The Company has incurred and expects to continue to incur additional costs in pursuit of its initial Business Combination. The Company has determined that it will not be able to sustain operations for the next twelve months without additional financing. As of December 31, 2023, the Company had $631,337 in its operating bank account available for working capital needs, $24,554,804 investments in liquid securities held in trust, which are not available for working capital needs, and a working capital deficit of $2,101,522. To date, the Company’s liquidity needs have been satisfied through a payment of $25,000 from the Former Sponsor to cover certain expenses on behalf of the Company in exchange for the issuance of the founder shares (as defined in Note 4), a Note Payable to Former Sponsor (Note 5) in the amount of $563,009 and net borrowings of $988,402 pursuant to the Convertible Promissory Note issued to the Former Sponsor (Note 4). The Company fully repaid the Note Payable to Sponsor on October 7, 2021.

On July 31, 2023, the Company issued a non-interest-bearing promissory note in the aggregate principal amount of up to $1,052,644 to the Former Sponsor (the “Extension Promissory Note”).

At closing of the Purchase Agreement with Sponsor on November 2, 2023, the Convertible Promissory Note and Extension Promissory Note were terminated and of no further force and effect, resulting in loan forgiveness by the note holder.

In association with the Subscription Agreement (discussed in Note 3), the Company had borrowed $850,000. Following approval by the Company’s stockholders at the October 2023 Special Meeting, the Company’s amended and restated certificate of incorporation was amended to further extend the period of time by which the Company has to consummate an initial Business Combination to July 31, 2024, the New Termination Date.

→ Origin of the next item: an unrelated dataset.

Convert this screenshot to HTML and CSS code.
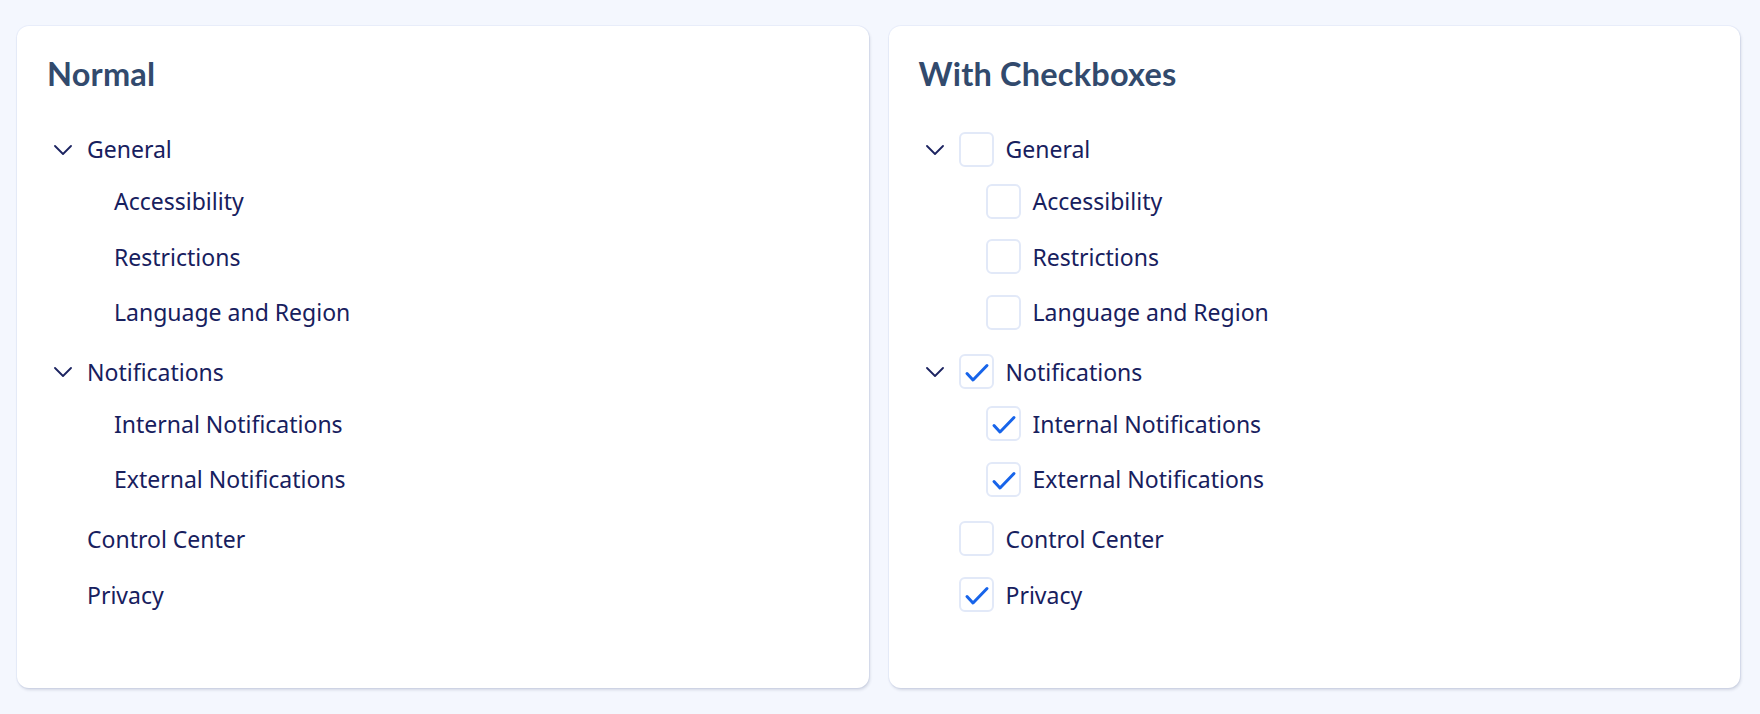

In connection with the Company’s assessment of going concern considerations in accordance with FASB’s Accounting Standards Update (“ASU”) 2014-15, “Disclosures of Uncertainties about an Entity’s Ability to Continue as a Going Concern,” management has determined that the mandatory liquidation and subsequent dissolution, should the Company be unable to complete an initial Business Combination, raises substantial doubt about the Company’s ability to continue as a going concern. The Company has until July 31, 2024, to consummate a Business Combination. It is uncertain that the Company will be able to consummate an initial Business Combination by this time. If an initial Business Combination is not consummated by this date, and the New Termination Date is not extended beyond July 31, 2024, there will be a mandatory liquidation and subsequent dissolution. No adjustments have been made to the carrying amounts of assets or liabilities should the Company be required to liquidate after July 31, 2024

On March 11, 2024, the Company entered into a proposed Business Combination Agreement with XCF.